Adoption of new technology supports strong valuations for financial advisory firms, but poses significant future risk too
By Sean Page, Partner at Locke Lord – Technology was already an essential tool for the UK’s financial advisory community, but the pandemic has forced advisers to further embrace such innovation as a central way to interact with clients. This in turn has meant firms’ compliance functions have had to get up to speed quickly in order to support the front office.
This adaptation has enabled the industry to perform strongly through 2020 ensuring that traditional relationship driven advisory models have remained relevant and able to service clients’ demands through this unique period of time.
However, the introduction, at speed, of new technology and ways of working does carry additional risk for advisory firms. Firms need to be conscious of these risks and resolve upon how they can mitigate them urgently given it seems highly likely that we will retain much of these new processes and ways of doing business as the pandemic recedes. Getting this right now will be crucial when it comes to any business looking to go through a sale process in the medium term.
2020 saw plenty of dealmaking activity in the sector. We saw Birmingham-based financial planner, Independent Wealth Planners, make 10 acquisitions in 12 months. This momentum has continued to the first quarter of 2021 with recent deals including Tilney S&W buying HFS Milbourne, while Royal London acquired Wealth Wizards from Liverpool Victoria. Far from slowing consolidation down, the pandemic appears to have increased the rate of M&A across the sector, with more expected as we return to ‘normal’ market conditions later in the year.
The key themes driving consolidation remain the same, being regulatory pressure and the rising costs of compliance, which tend to hit smaller advisory firm disproportionally. When combined with forecast (but not yet realised) changes to the personal tax regime in the UK, these pressures have encouraged owner-managed firms to look to sell their businesses to larger competitors, which are arguably better able to withstand the headwinds of the market at this time.
Deal drivers and consideration structures remain focused on securing the services of talented advisers post-completion, together with being able to successfully transition the client book and assets under management over to the purchasing entity.

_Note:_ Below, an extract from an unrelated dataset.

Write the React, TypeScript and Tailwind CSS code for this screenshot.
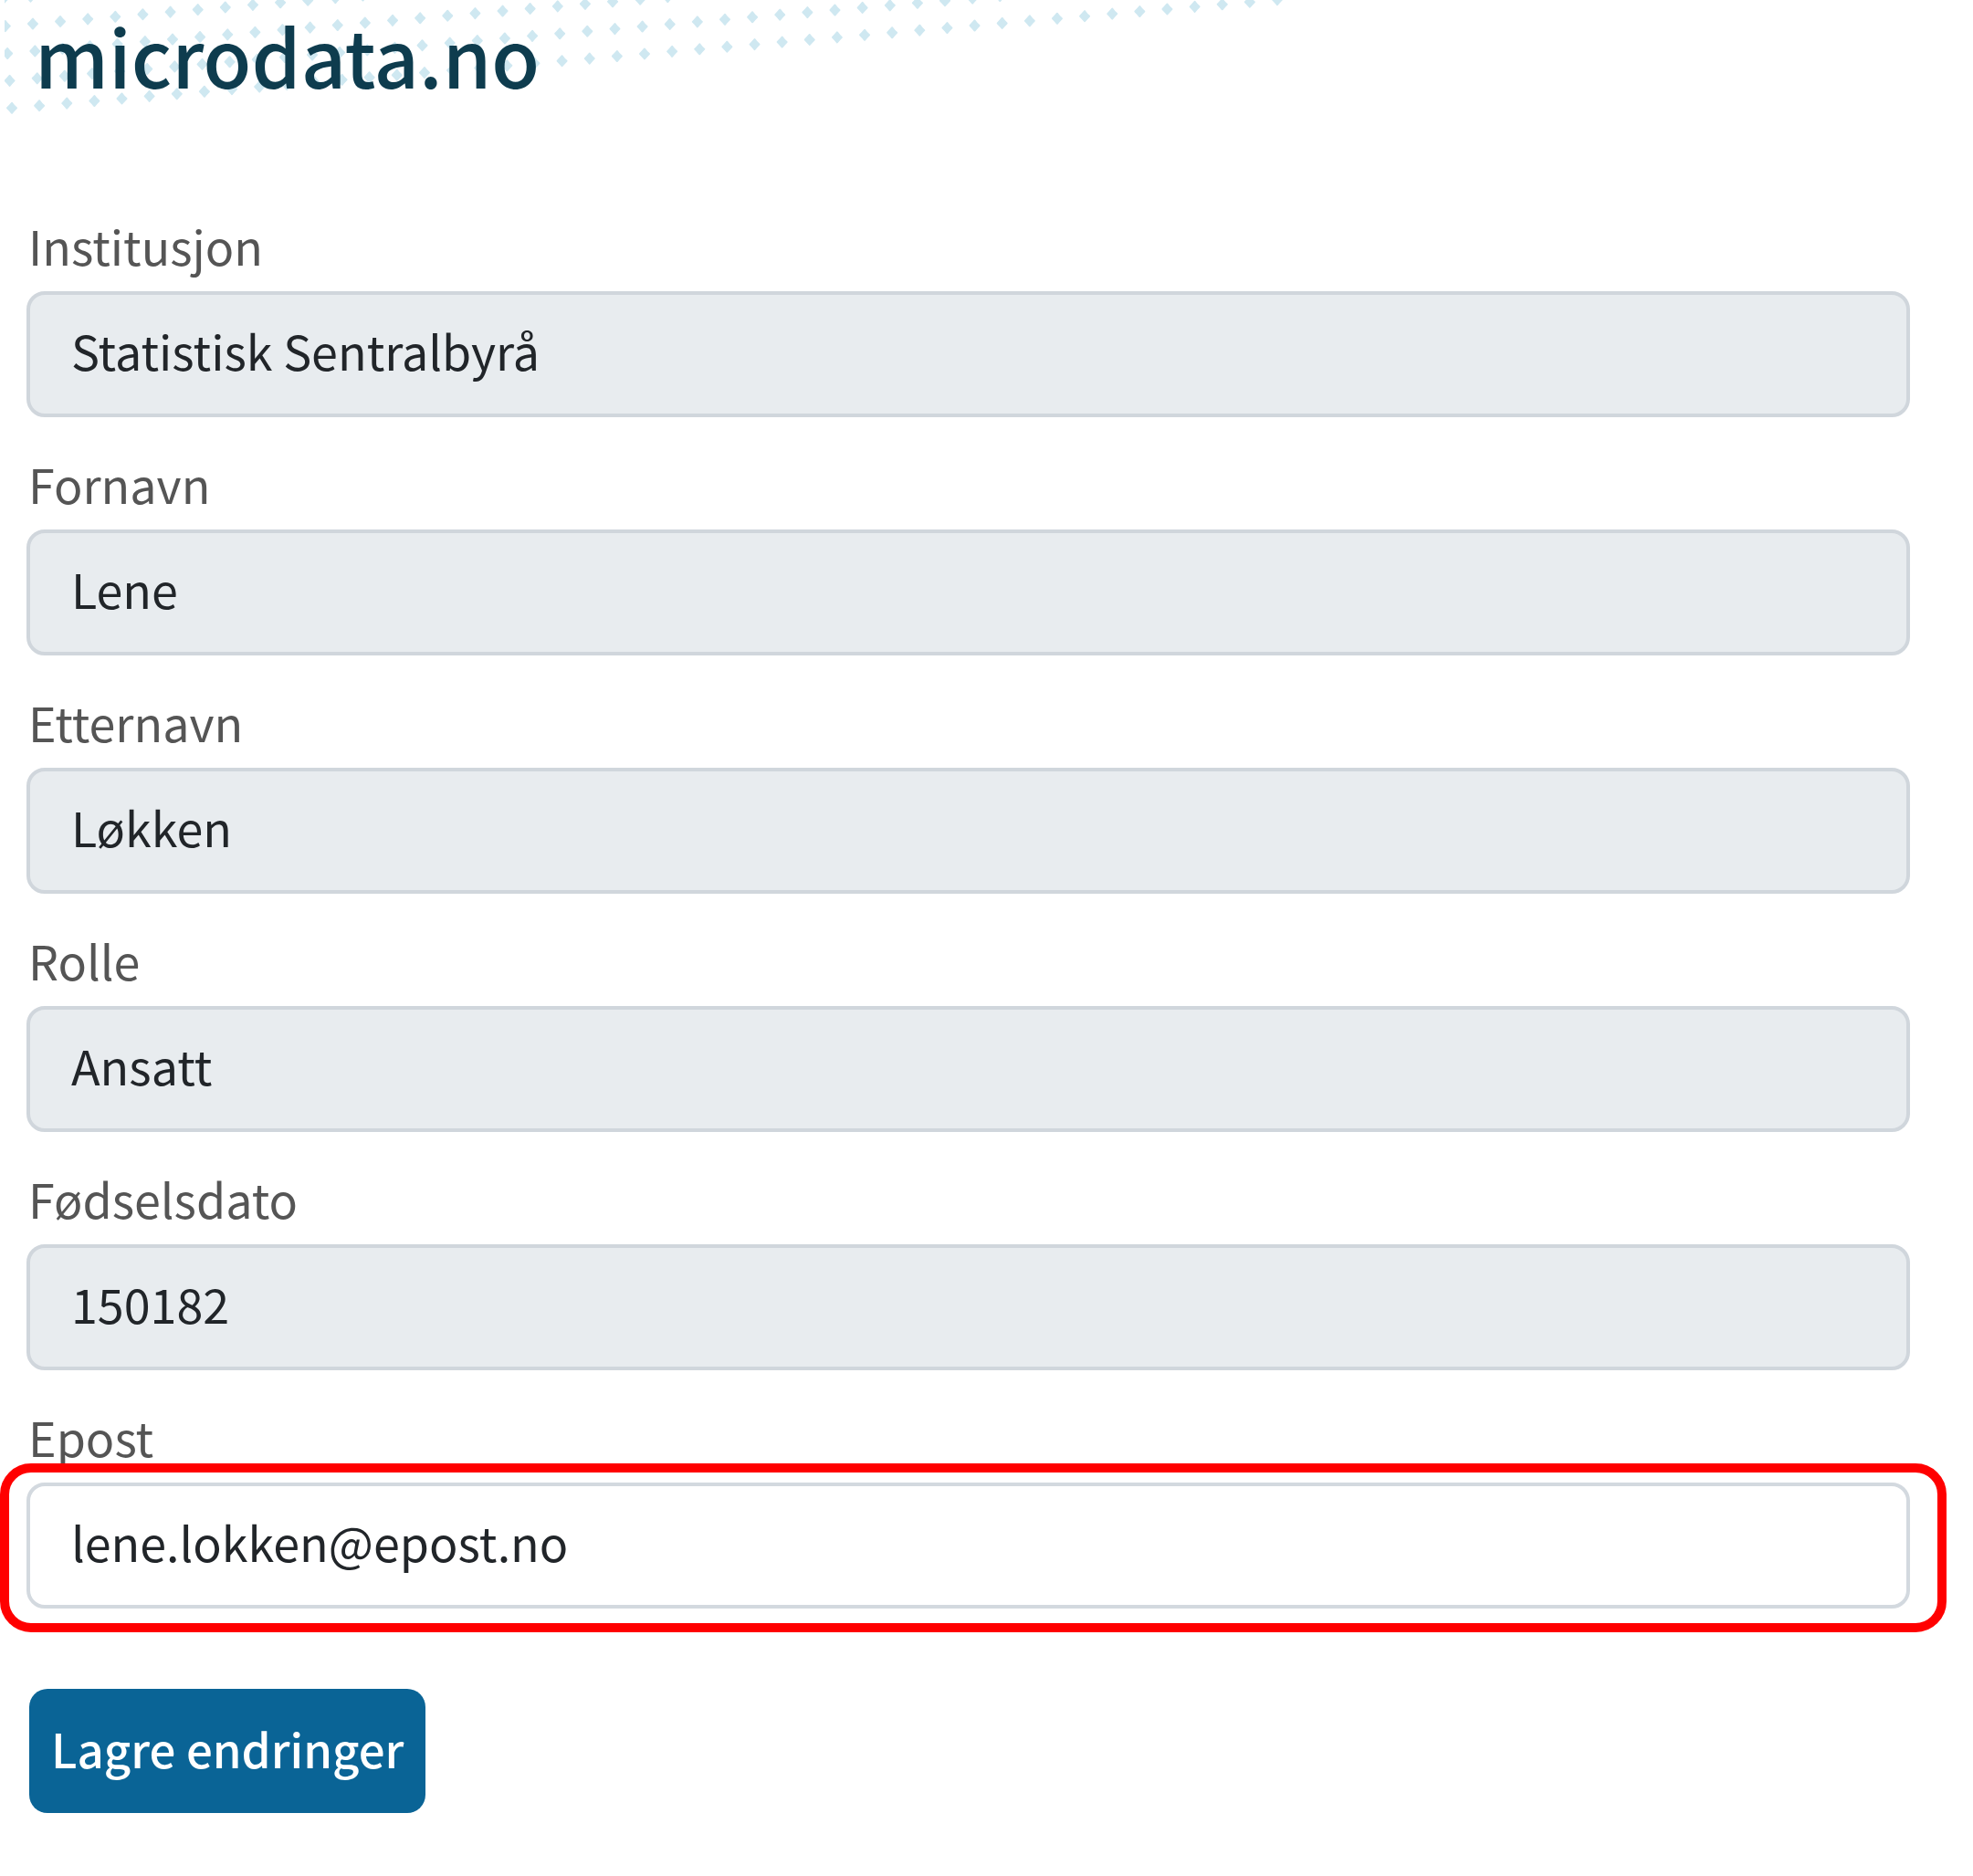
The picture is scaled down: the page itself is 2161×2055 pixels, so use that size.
import React from 'react';

const fields = [
  { id: 'institusjon', label: 'Institusjon', value: 'Statistisk Sentralbyrå' },
  { id: 'fornavn', label: 'Fornavn', value: 'Lene' },
  { id: 'etternavn', label: 'Etternavn', value: 'Løkken' },
  { id: 'rolle', label: 'Rolle', value: 'Ansatt' },
  { id: 'fodselsdato', label: 'Fødselsdato', value: '150182' },
  { id: 'epost', label: 'Epost', value: 'lene.lokken@epost.no', editable: true },
];

// Slightly rotated grid of dots, running out above the top edge
const dots: { x: number; y: number }[] = [];
for (let row = 0; row < 5; row++) {
  for (let col = 0; col < 47; col++) {
    const x = 13 + col * 30.13 - row * 2.4;
    const y = 118.3 - col * 2.58 - row * 29.9;
    if (y > -5) dots.push({ x, y });
  }
}

const DotPattern = () => (
  <svg className="absolute left-0 top-0" width="1450" height="130" viewBox="0 0 1450 130" aria-hidden="true">
    <g fill="#cfe8f1">
      {dots.map(({ x, y }) => (
        <path key={`${x}-${y}`} transform={`translate(${x} ${y})`} d="M0-5.5Q2-2.5 5 0Q2-2.5 5 0Q2.5 2.5 0 5.5Q-2.5 2.5-5 0Q-2.5-2.5 0-5.5Z" stroke="#cfe8f1" strokeWidth="2" strokeLinejoin="round" />
      ))}
    </g>
    <rect width="5" height="130" fill="#fff" />
  </svg>
);

const Field = ({ id, label, value, editable }: any) => (
  <div>
    <label htmlFor={id} className="block pl-[2px] h-[75px] leading-[50px] text-[#555555]">{label}</label>
    <div className="relative">
      <input
        id={id}
        type="text"
        defaultValue={value}
        readOnly={!editable}
        className={
          editable
            ? 'block w-full h-[138px] px-[45px] pb-[10px] rounded-[20px] border-4 border-[#d3d9df] bg-white text-[#212529] outline-none'
            : 'block w-full h-[138px] px-[45px] pb-[10px] rounded-[20px] border-4 border-[#d0d6dc] bg-[#e8ecef] text-[#212529] outline-none'
        }
      />
      {editable && (
        <div className="absolute -left-[29px] -right-[40px] -top-[21px] -bottom-[26px] rounded-[34px] border-[10px] border-[#ff0000] pointer-events-none" />
      )}
    </div>
  </div>
);

const App: React.FC = () => {
  return (
    <div className="relative min-h-screen bg-white font-['Noto_Sans_CJK_JP','Noto_Sans',sans-serif] text-[52px]">
      {/* Header */}
      <DotPattern />
      <header className="relative h-[244px] pl-[38px]">
        <h1 className="text-[86px] leading-[119px] font-medium text-[#0e3c4e]">microdata.no</h1>
      </header>

      {/* Profile form */}
      <form className="pl-[29px] pr-[69px]" onSubmit={(e) => e.preventDefault()}>
        <div className="flex flex-col gap-12">
          {fields.map((field) => (
            <Field key={field.id} {...field} />
          ))}
        </div>
        <button type="submit" className="mt-[88px] ml-[3px] h-[136px] px-[24px] pb-[6px] rounded-[20px] bg-[#0a6496] text-[51px] font-medium text-white">
          Lagre endringer
        </button>
      </form>
    </div>
  );
};

export default App;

Understanding client origination, and how future recurring revenue streams will be maintained, are usually core to any price multiple calculation.
We are increasingly seeing purchasers wanting to understand how a target firm is using technology to its advantage in servicing its clients, even more so since the pandemic took hold. We’ve all got used to ‘meeting’ with clients and prospective clients over video conferencing facilities and online platforms. As we’ve all got used to using this tech, it’s played a pivotal role in supporting new business growth for advisers. And it will continue to do so in the future, even as we return to face-to-face meetings and other ways to originate new business.
But there’s an undoubted risk to embedding this technology too. One which has the power to impact upon valuations. For example, a recent survey of financial firms by the technology compliance group Smarsh, revealed that just 22% of firms using conferencing tools had established retention and oversight programs for the resulting communications content.
With any transaction in the professional advisory sector, the key asset is the client book and the ability of the target firm to deliver it to the purchaser. Where advisers are no longer able to hold face-to-face meetings, or having clients going forward wanting to continue virtual meetings, many advisers with less sophisticated technology and heavily paper-based systems may run the risk of not having up to date engagement documentation with long-standing clients which means that they will likely be excluded from any estimate of future revenue. This type of lack of paperwork could impact a company’s valuation or cause regulatory challenges for any potential purchaser which, if serious enough, could put it off the deal.
In 2020 we witnessed a very quick, and necessary, transition to virtual meetings, with client records and documentation increasingly being digitised. Given the pace of this change, firms need to ensure that their systems and processes have kept pace. Those with the best technology, fully embedded in their compliance framework, will be the most attractive in a sector landscape which will see further consolidation in 2021.